Chwile grozy przeżyli rodzice 20-latka, który zażył dopalacze. Odurzony chłopak krzyczał, że atakują go duchy, które wychodzą ze ścian mieszkania. Potem złapał nóż i wybiegł z domu do lasu. Kiedy znaleźli go policjanci twierdził, że rodzina i sąsiedzi chcą go zabić. Funkcjonariusze ustalili, że mężczyzna jest uzależniony od dopalaczy i nie chce się leczyć.
Do młodego mężczyzny z okolic Elbląga wezwano karetkę pogotowia, bo jego rodzinę przeraziło dziwne zachowanie 20-latka. Okazało się, że mężczyzna zażył wcześniej dopalacze, które dostał od kolegi.
- Po zażyciu środków zaczął głośno krzyczeć, a na jego twarzy malowało się przerażenie. Wykrzykiwał, że atakują go duchy, które wychodzą ze ścian mieszkania. Rodzice próbowali go uspokoić, ale nic nie pomagało - informuje podkom. Krzysztof Nowacki z elbląskiej policji.

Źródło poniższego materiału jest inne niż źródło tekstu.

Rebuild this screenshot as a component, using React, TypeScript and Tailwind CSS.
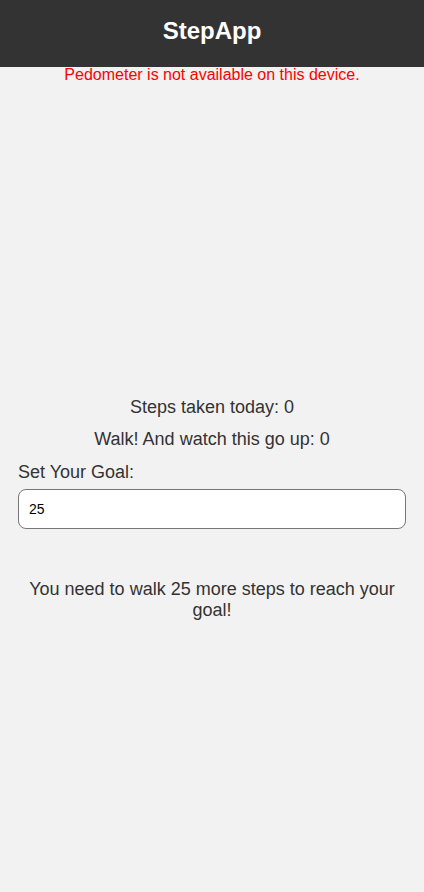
export default function App() {
  const steps = 0;
  const live = 0;
  const goal = 25;

  return (
    <div className="min-h-[892px] bg-[#f2f2f2] font-['Liberation_Sans',Arial,sans-serif] text-[#333]">
      <header className="flex h-[67px] items-center justify-center bg-[#333] pb-[6px]">
        <h1 className="text-[24px] font-bold text-white">StepApp</h1>
      </header>
      <p className="mt-[-1px] text-center text-[16px] leading-[18px] text-[#ff0000]">
        Pedometer is not available on this device.
      </p>

      <div className="h-[313px]" />

      <div className="px-[18px]">
        <p className="text-center text-[18px] leading-[21px]">Steps taken today: {steps}</p>
        <p className="mt-[11px] text-center text-[18px] leading-[21px]">
          Walk! And watch this go up: {live}
        </p>
        <label className="mt-[12px] block text-[18px] leading-[21px]">Set Your Goal:</label>
        <input
          type="number"
          defaultValue={goal}
          className="mt-[6px] block h-[40px] w-full rounded-[8px] border border-[#777] bg-white px-[10px] text-[14px] text-black outline-none"
        />
        <p className="mx-auto mt-[50px] max-w-[380px] text-center text-[18px] leading-[21px]">
          You need to walk {goal - steps} more steps to reach your goal!
        </p>
      </div>
    </div>
  );
}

W pewnym momencie odurzony mężczyzna złapał kuchenny nóż i wybiegł z domu do pobliskiego lasu. Udało się go znaleźć dopiero po dwóch godzinach. W rozmowie z policjantami twierdził, że uciekł, bo rodzice i sąsiedzi grozili mu śmiercią.

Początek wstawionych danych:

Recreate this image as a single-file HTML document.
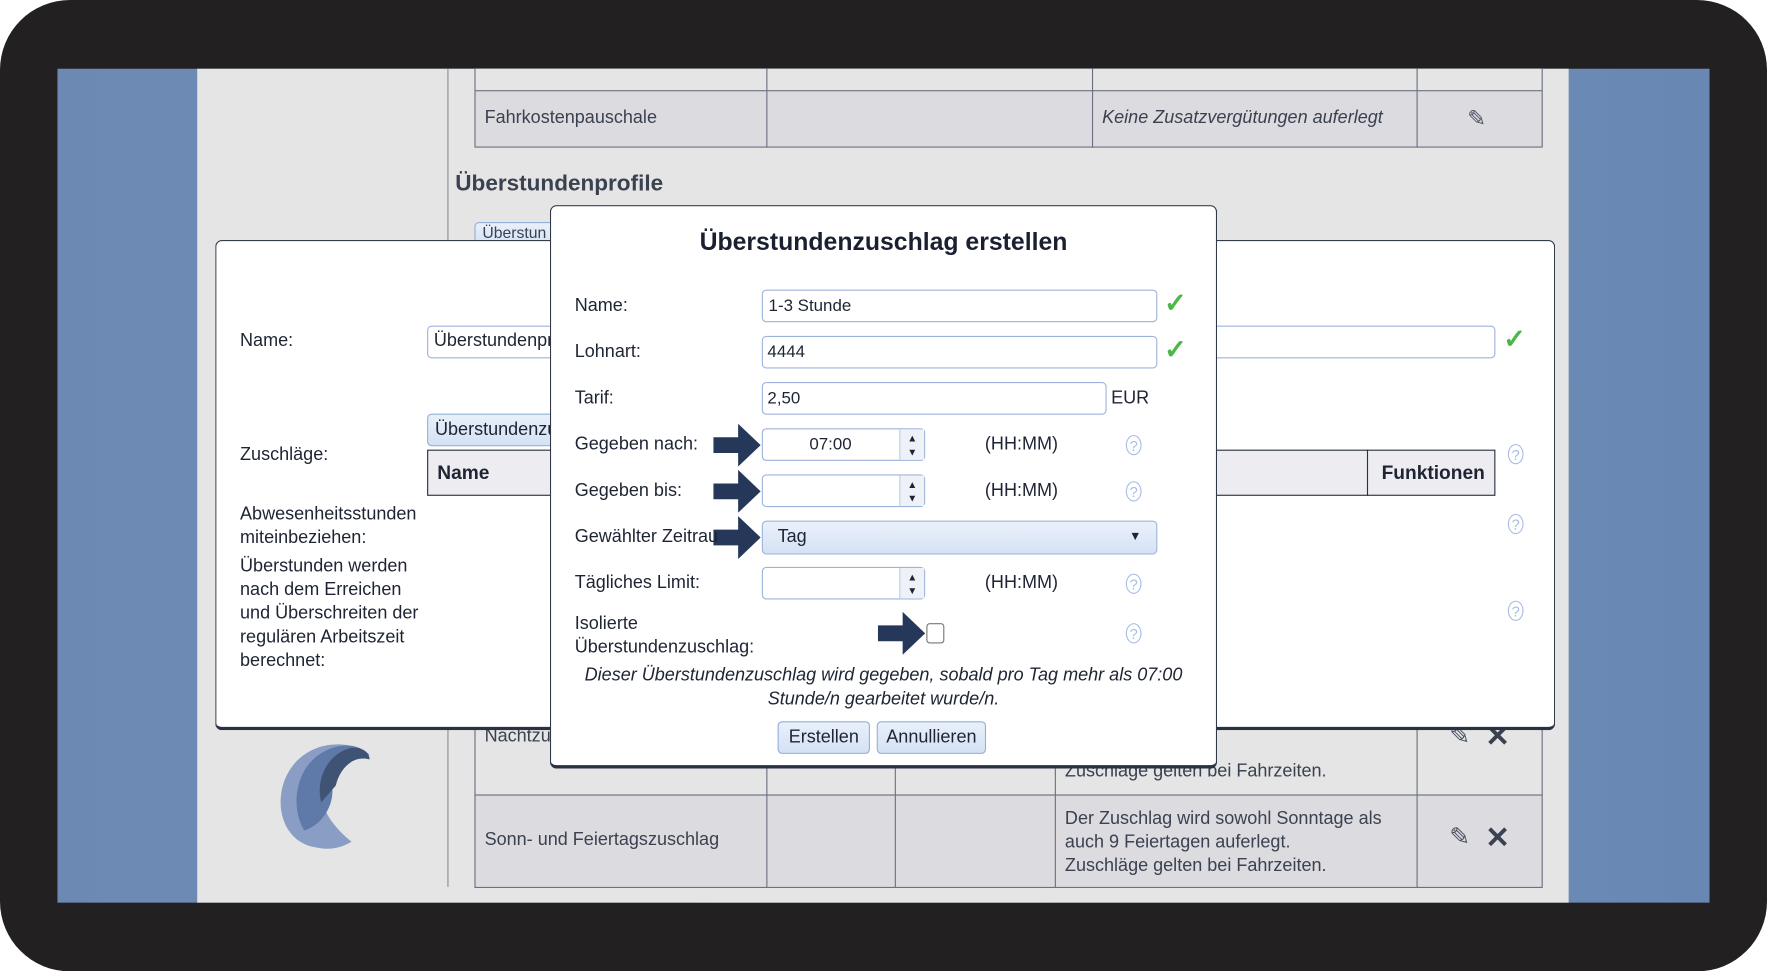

To nie był jego pierwszy raz z dopalaczami
- 20-latek dopiero w szpitalu zaczął odzyskiwać świadomość i logicznie myśleć. Policjanci badają okoliczności tego zdarzenia oraz to, skąd mężczyzna miał środki odurzające - tłumaczy Nowacki.

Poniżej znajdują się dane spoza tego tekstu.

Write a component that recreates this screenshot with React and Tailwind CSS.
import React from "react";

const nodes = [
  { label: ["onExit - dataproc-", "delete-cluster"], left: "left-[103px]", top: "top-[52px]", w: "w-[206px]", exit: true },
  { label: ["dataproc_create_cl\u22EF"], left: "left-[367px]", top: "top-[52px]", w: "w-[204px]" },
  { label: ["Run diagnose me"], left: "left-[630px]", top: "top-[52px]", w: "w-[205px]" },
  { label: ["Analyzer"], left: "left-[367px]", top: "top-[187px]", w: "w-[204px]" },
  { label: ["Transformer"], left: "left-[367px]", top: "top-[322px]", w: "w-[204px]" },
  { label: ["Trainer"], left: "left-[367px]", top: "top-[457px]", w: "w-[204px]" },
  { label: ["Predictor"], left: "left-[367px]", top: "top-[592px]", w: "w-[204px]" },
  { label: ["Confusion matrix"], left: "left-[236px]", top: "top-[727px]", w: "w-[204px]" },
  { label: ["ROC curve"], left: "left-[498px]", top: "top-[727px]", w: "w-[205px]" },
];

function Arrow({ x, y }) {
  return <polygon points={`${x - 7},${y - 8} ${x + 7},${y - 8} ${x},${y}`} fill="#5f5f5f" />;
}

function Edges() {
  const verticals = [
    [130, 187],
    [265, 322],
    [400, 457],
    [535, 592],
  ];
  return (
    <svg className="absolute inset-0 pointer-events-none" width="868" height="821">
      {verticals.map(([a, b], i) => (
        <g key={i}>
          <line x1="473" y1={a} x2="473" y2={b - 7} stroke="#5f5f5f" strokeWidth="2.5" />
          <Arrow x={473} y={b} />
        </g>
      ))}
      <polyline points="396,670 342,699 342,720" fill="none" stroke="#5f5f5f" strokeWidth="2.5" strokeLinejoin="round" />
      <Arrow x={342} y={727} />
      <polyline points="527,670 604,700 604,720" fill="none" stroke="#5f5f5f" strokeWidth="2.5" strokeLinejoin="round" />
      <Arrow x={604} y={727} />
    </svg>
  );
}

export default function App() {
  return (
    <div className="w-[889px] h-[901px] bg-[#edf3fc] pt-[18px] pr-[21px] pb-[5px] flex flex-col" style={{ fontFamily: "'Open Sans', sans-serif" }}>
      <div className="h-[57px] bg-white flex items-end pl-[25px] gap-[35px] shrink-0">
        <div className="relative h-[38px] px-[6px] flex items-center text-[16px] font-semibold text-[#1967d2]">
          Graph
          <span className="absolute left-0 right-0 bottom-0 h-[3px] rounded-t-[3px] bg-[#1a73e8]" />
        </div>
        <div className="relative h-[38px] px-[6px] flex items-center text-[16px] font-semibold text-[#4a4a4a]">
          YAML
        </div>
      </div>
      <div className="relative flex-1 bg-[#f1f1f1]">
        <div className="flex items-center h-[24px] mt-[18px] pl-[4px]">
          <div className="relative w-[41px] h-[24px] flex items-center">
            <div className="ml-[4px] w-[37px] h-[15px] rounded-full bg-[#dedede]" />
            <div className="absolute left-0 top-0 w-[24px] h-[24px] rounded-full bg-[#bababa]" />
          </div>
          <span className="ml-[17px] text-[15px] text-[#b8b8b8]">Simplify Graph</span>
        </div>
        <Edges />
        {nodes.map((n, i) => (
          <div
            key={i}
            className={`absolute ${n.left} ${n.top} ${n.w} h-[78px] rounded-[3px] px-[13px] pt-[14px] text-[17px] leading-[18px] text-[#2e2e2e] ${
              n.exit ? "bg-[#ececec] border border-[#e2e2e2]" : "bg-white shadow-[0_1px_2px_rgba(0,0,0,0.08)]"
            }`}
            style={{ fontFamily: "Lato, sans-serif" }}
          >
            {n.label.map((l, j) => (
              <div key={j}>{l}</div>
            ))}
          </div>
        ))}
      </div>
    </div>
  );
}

Mężczyzna opuścił placówkę w niedzielę i to na własne życzenie. Okazuje się, że w jego przypadku to nie była jednorazowa przygoda z dopalaczami. - Chłopak co jakiś czas zażywa dopalacze. Jest od nich uzależniony. Podobno był już na terapii, ale ją przerwał - opowiada Nowacki. Dodaje, że według danych sanepidu w powiecie elbląskim dopalaczami tylko od początku roku zatruło się i było hospitalizowanych blisko 100 osób.